Your task - Can you output the material exactly as written, minus any pictures it holds?

Source data -
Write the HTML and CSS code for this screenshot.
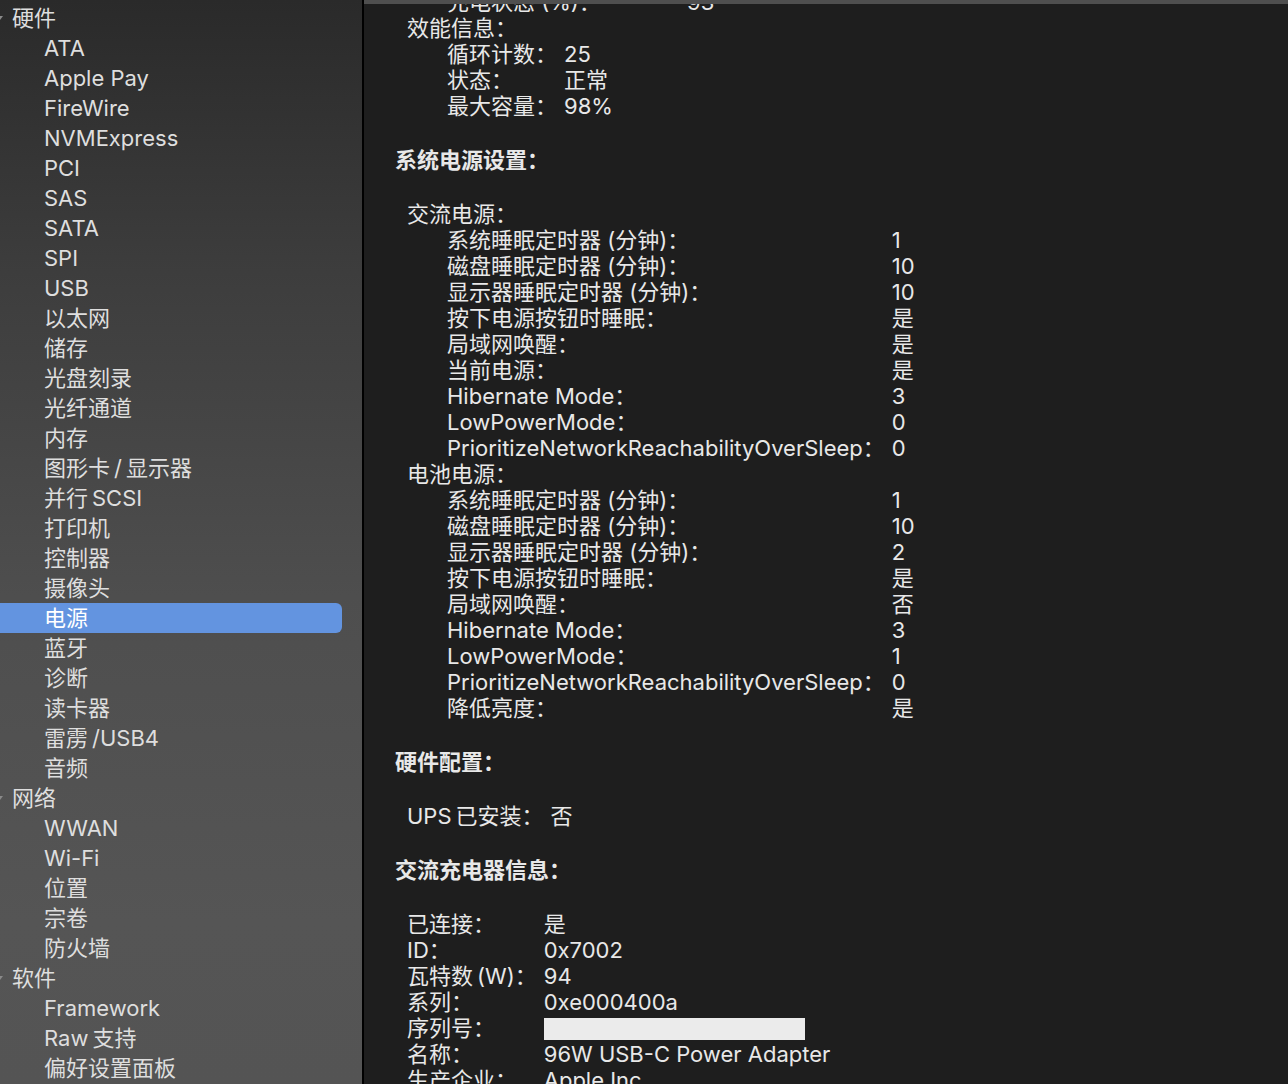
FILE: index.html
```html
<!DOCTYPE html>
<html lang="zh-CN">

<head>
    <meta charset="UTF-8">
    <title>系统信息 – 电源</title>
    <link rel="stylesheet" href="styles.css">
</head>

<body>

    <div class="window">
        <nav class="sidebar">
            <div class="row head"><span class="tri"></span>硬件</div>
            <div class="row">ATA</div>
            <div class="row">Apple Pay</div>
            <div class="row">FireWire</div>
            <div class="row">NVMExpress</div>
            <div class="row">PCI</div>
            <div class="row">SAS</div>
            <div class="row">SATA</div>
            <div class="row">SPI</div>
            <div class="row">USB</div>
            <div class="row">以太网</div>
            <div class="row">储存</div>
            <div class="row">光盘刻录</div>
            <div class="row">光纤通道</div>
            <div class="row">内存</div>
            <div class="row">图形卡&thinsp;/&thinsp;显示器</div>
            <div class="row">并行&thinsp;SCSI</div>
            <div class="row">打印机</div>
            <div class="row">控制器</div>
            <div class="row">摄像头</div>
            <div class="row selected">电源</div>
            <div class="row">蓝牙</div>
            <div class="row">诊断</div>
            <div class="row">读卡器</div>
            <div class="row">雷雳&thinsp;/USB4</div>
            <div class="row">音频</div>
            <div class="row head"><span class="tri"></span>网络</div>
            <div class="row">WWAN</div>
            <div class="row">Wi-Fi</div>
            <div class="row">位置</div>
            <div class="row">宗卷</div>
            <div class="row">防火墙</div>
            <div class="row head"><span class="tri"></span>软件</div>
            <div class="row">Framework</div>
            <div class="row">Raw&thinsp;支持</div>
            <div class="row">偏好设置面板</div>
        </nav>

        <div class="divider"></div>

        <main class="content">
            <div class="topbar"></div>

            <div class="report">
                <div class="kv lvl2 charge">
                    <span>充电状态 (%)：</span><span>93</span>
                </div>
                <div class="lvl1">效能信息：</div>
                <div class="kv lvl2">
                    <span>循环计数：</span><span>25</span>
                    <span>状态：</span><span>正常</span>
                    <span>最大容量：</span><span>98%</span>
                </div>

                <div class="title gap">系统电源设置：</div>

                <div class="lvl1 gap">交流电源：</div>
                <div class="kv lvl2">
                    <span>系统睡眠定时器 (分钟)：</span><span>1</span>
                    <span>磁盘睡眠定时器 (分钟)：</span><span>10</span>
                    <span>显示器睡眠定时器 (分钟)：</span><span>10</span>
                    <span>按下电源按钮时睡眠：</span><span>是</span>
                    <span>局域网唤醒：</span><span>是</span>
                    <span>当前电源：</span><span>是</span>
                    <span>Hibernate Mode：</span><span>3</span>
                    <span>LowPowerMode：</span><span>0</span>
                    <span>PrioritizeNetworkReachabilityOverSleep：</span><span>0</span>
                </div>
                <div class="lvl1">电池电源：</div>
                <div class="kv lvl2">
                    <span>系统睡眠定时器 (分钟)：</span><span>1</span>
                    <span>磁盘睡眠定时器 (分钟)：</span><span>10</span>
                    <span>显示器睡眠定时器 (分钟)：</span><span>2</span>
                    <span>按下电源按钮时睡眠：</span><span>是</span>
                    <span>局域网唤醒：</span><span>否</span>
                    <span>Hibernate Mode：</span><span>3</span>
                    <span>LowPowerMode：</span><span>1</span>
                    <span>PrioritizeNetworkReachabilityOverSleep：</span><span>0</span>
                    <span>降低亮度：</span><span>是</span>
                </div>

                <div class="title gap">硬件配置：</div>
                <div class="kv lvl1 gap">
                    <span>UPS&thinsp;已安装：</span><span>否</span>
                </div>

                <div class="title gap">交流充电器信息：</div>
                <div class="kv lvl1 gap">
                    <span>已连接：</span><span>是</span>
                    <span>ID：</span><span>0x7002</span>
                    <span>瓦特数&thinsp;(W)：</span><span>94</span>
                    <span>系列：</span><span>0xe000400a</span>
                    <span>序列号：</span><span><i class="redacted"></i></span>
                    <span>名称：</span><span>96W USB-C Power Adapter</span>
                    <span>生产企业：</span><span>Apple Inc.</span>
                </div>
            </div>
        </main>
    </div>

</body>

</html>
```

FILE: styles.css
```css
body {
    margin: 0;
    background: #1e1e1e;
    font-family: Inter, "Noto Sans CJK SC", sans-serif;
    font-size: 22px;
    overflow: hidden;
}

.window {
    display: flex;
    height: 1084px;
    overflow: hidden;
}

/* left source list */
.sidebar {
    flex: none;
    width: 362px;
    box-sizing: border-box;
    padding: 3px 20px 0 0;
    background: linear-gradient(#2a2a2a 0, #3d3d3d 25%, #4e4e4e 55%, #555 85%, #545454 100%);
    color: #dedede;
}

.row {
    height: 30px;
    line-height: 30px;
    padding-left: 44px;
    white-space: nowrap;
}

.row.head {
    padding-left: 12px;
    position: relative;
}

.tri {
    position: absolute;
    left: -3px;
    top: 13px;
    width: 0;
    height: 0;
    border-left: 3px solid transparent;
    border-right: 3px solid transparent;
    border-top: 4px solid #8a8a8a;
}

.row.selected {
    background: #6394e0;
    color: #fff;
    border-radius: 0 6px 6px 0;
}

.divider {
    flex: none;
    width: 2px;
    background: #000;
}

/* right report pane */
.content {
    flex: 1;
    position: relative;
    overflow: hidden;
    color: #e8e8e8;
}

.topbar {
    position: absolute;
    left: 0;
    right: 0;
    top: 0;
    height: 4px;
    background: #4f4f4f;
    z-index: 1;
}

.report {
    margin-top: -11px;
    padding-left: 31px;
    line-height: 26px;
    white-space: nowrap;
}

.title {
    font-weight: 700;
}

.lvl1 {
    padding-left: 12px;
}

.lvl2 {
    padding-left: 52px;
}

.gap {
    margin-top: 28px;
}

.kv {
    display: grid;
    grid-template-columns: max-content max-content;
    column-gap: 7px;
}

.kv.charge {
    grid-template-columns: 233px max-content;
}

.redacted {
    display: inline-block;
    width: 261px;
    height: 22px;
    background: #ebebeb;
    vertical-align: -4px;
}
```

Response to the exercise -
Write the HTML and CSS code for this screenshot.
FILE: index.html
```html
<!DOCTYPE html>
<html lang="zh-CN">

<head>
    <meta charset="UTF-8">
    <title>系统信息 – 电源</title>
    <link rel="stylesheet" href="styles.css">
</head>

<body>

    <div class="window">
        <nav class="sidebar">
            <div class="row head"><span class="tri"></span>硬件</div>
            <div class="row">ATA</div>
            <div class="row">Apple Pay</div>
            <div class="row">FireWire</div>
            <div class="row">NVMExpress</div>
            <div class="row">PCI</div>
            <div class="row">SAS</div>
            <div class="row">SATA</div>
            <div class="row">SPI</div>
            <div class="row">USB</div>
            <div class="row">以太网</div>
            <div class="row">储存</div>
            <div class="row">光盘刻录</div>
            <div class="row">光纤通道</div>
            <div class="row">内存</div>
            <div class="row">图形卡&thinsp;/&thinsp;显示器</div>
            <div class="row">并行&thinsp;SCSI</div>
            <div class="row">打印机</div>
            <div class="row">控制器</div>
            <div class="row">摄像头</div>
            <div class="row selected">电源</div>
            <div class="row">蓝牙</div>
            <div class="row">诊断</div>
            <div class="row">读卡器</div>
            <div class="row">雷雳&thinsp;/USB4</div>
            <div class="row">音频</div>
            <div class="row head"><span class="tri"></span>网络</div>
            <div class="row">WWAN</div>
            <div class="row">Wi-Fi</div>
            <div class="row">位置</div>
            <div class="row">宗卷</div>
            <div class="row">防火墙</div>
            <div class="row head"><span class="tri"></span>软件</div>
            <div class="row">Framework</div>
            <div class="row">Raw&thinsp;支持</div>
            <div class="row">偏好设置面板</div>
        </nav>

        <div class="divider"></div>

        <main class="content">
            <div class="topbar"></div>

            <div class="report">
                <div class="kv lvl2 charge">
                    <span>充电状态 (%)：</span><span>93</span>
                </div>
                <div class="lvl1">效能信息：</div>
                <div class="kv lvl2">
                    <span>循环计数：</span><span>25</span>
                    <span>状态：</span><span>正常</span>
                    <span>最大容量：</span><span>98%</span>
                </div>

                <div class="title gap">系统电源设置：</div>

                <div class="lvl1 gap">交流电源：</div>
                <div class="kv lvl2">
                    <span>系统睡眠定时器 (分钟)：</span><span>1</span>
                    <span>磁盘睡眠定时器 (分钟)：</span><span>10</span>
                    <span>显示器睡眠定时器 (分钟)：</span><span>10</span>
                    <span>按下电源按钮时睡眠：</span><span>是</span>
                    <span>局域网唤醒：</span><span>是</span>
                    <span>当前电源：</span><span>是</span>
                    <span>Hibernate Mode：</span><span>3</span>
                    <span>LowPowerMode：</span><span>0</span>
                    <span>PrioritizeNetworkReachabilityOverSleep：</span><span>0</span>
                </div>
                <div class="lvl1">电池电源：</div>
                <div class="kv lvl2">
                    <span>系统睡眠定时器 (分钟)：</span><span>1</span>
                    <span>磁盘睡眠定时器 (分钟)：</span><span>10</span>
                    <span>显示器睡眠定时器 (分钟)：</span><span>2</span>
                    <span>按下电源按钮时睡眠：</span><span>是</span>
                    <span>局域网唤醒：</span><span>否</span>
                    <span>Hibernate Mode：</span><span>3</span>
                    <span>LowPowerMode：</span><span>1</span>
                    <span>PrioritizeNetworkReachabilityOverSleep：</span><span>0</span>
                    <span>降低亮度：</span><span>是</span>
                </div>

                <div class="title gap">硬件配置：</div>
                <div class="kv lvl1 gap">
                    <span>UPS&thinsp;已安装：</span><span>否</span>
                </div>

                <div class="title gap">交流充电器信息：</div>
                <div class="kv lvl1 gap">
                    <span>已连接：</span><span>是</span>
                    <span>ID：</span><span>0x7002</span>
                    <span>瓦特数&thinsp;(W)：</span><span>94</span>
                    <span>系列：</span><span>0xe000400a</span>
                    <span>序列号：</span><span><i class="redacted"></i></span>
                    <span>名称：</span><span>96W USB-C Power Adapter</span>
                    <span>生产企业：</span><span>Apple Inc.</span>
                </div>
            </div>
        </main>
    </div>

</body>

</html>
```

FILE: styles.css
```css
body {
    margin: 0;
    background: #1e1e1e;
    font-family: Inter, "Noto Sans CJK SC", sans-serif;
    font-size: 22px;
    overflow: hidden;
}

.window {
    display: flex;
    height: 1084px;
    overflow: hidden;
}

/* left source list */
.sidebar {
    flex: none;
    width: 362px;
    box-sizing: border-box;
    padding: 3px 20px 0 0;
    background: linear-gradient(#2a2a2a 0, #3d3d3d 25%, #4e4e4e 55%, #555 85%, #545454 100%);
    color: #dedede;
}

.row {
    height: 30px;
    line-height: 30px;
    padding-left: 44px;
    white-space: nowrap;
}

.row.head {
    padding-left: 12px;
    position: relative;
}

.tri {
    position: absolute;
    left: -3px;
    top: 13px;
    width: 0;
    height: 0;
    border-left: 3px solid transparent;
    border-right: 3px solid transparent;
    border-top: 4px solid #8a8a8a;
}

.row.selected {
    background: #6394e0;
    color: #fff;
    border-radius: 0 6px 6px 0;
}

.divider {
    flex: none;
    width: 2px;
    background: #000;
}

/* right report pane */
.content {
    flex: 1;
    position: relative;
    overflow: hidden;
    color: #e8e8e8;
}

.topbar {
    position: absolute;
    left: 0;
    right: 0;
    top: 0;
    height: 4px;
    background: #4f4f4f;
    z-index: 1;
}

.report {
    margin-top: -11px;
    padding-left: 31px;
    line-height: 26px;
    white-space: nowrap;
}

.title {
    font-weight: 700;
}

.lvl1 {
    padding-left: 12px;
}

.lvl2 {
    padding-left: 52px;
}

.gap {
    margin-top: 28px;
}

.kv {
    display: grid;
    grid-template-columns: max-content max-content;
    column-gap: 7px;
}

.kv.charge {
    grid-template-columns: 233px max-content;
}

.redacted {
    display: inline-block;
    width: 261px;
    height: 22px;
    background: #ebebeb;
    vertical-align: -4px;
}
```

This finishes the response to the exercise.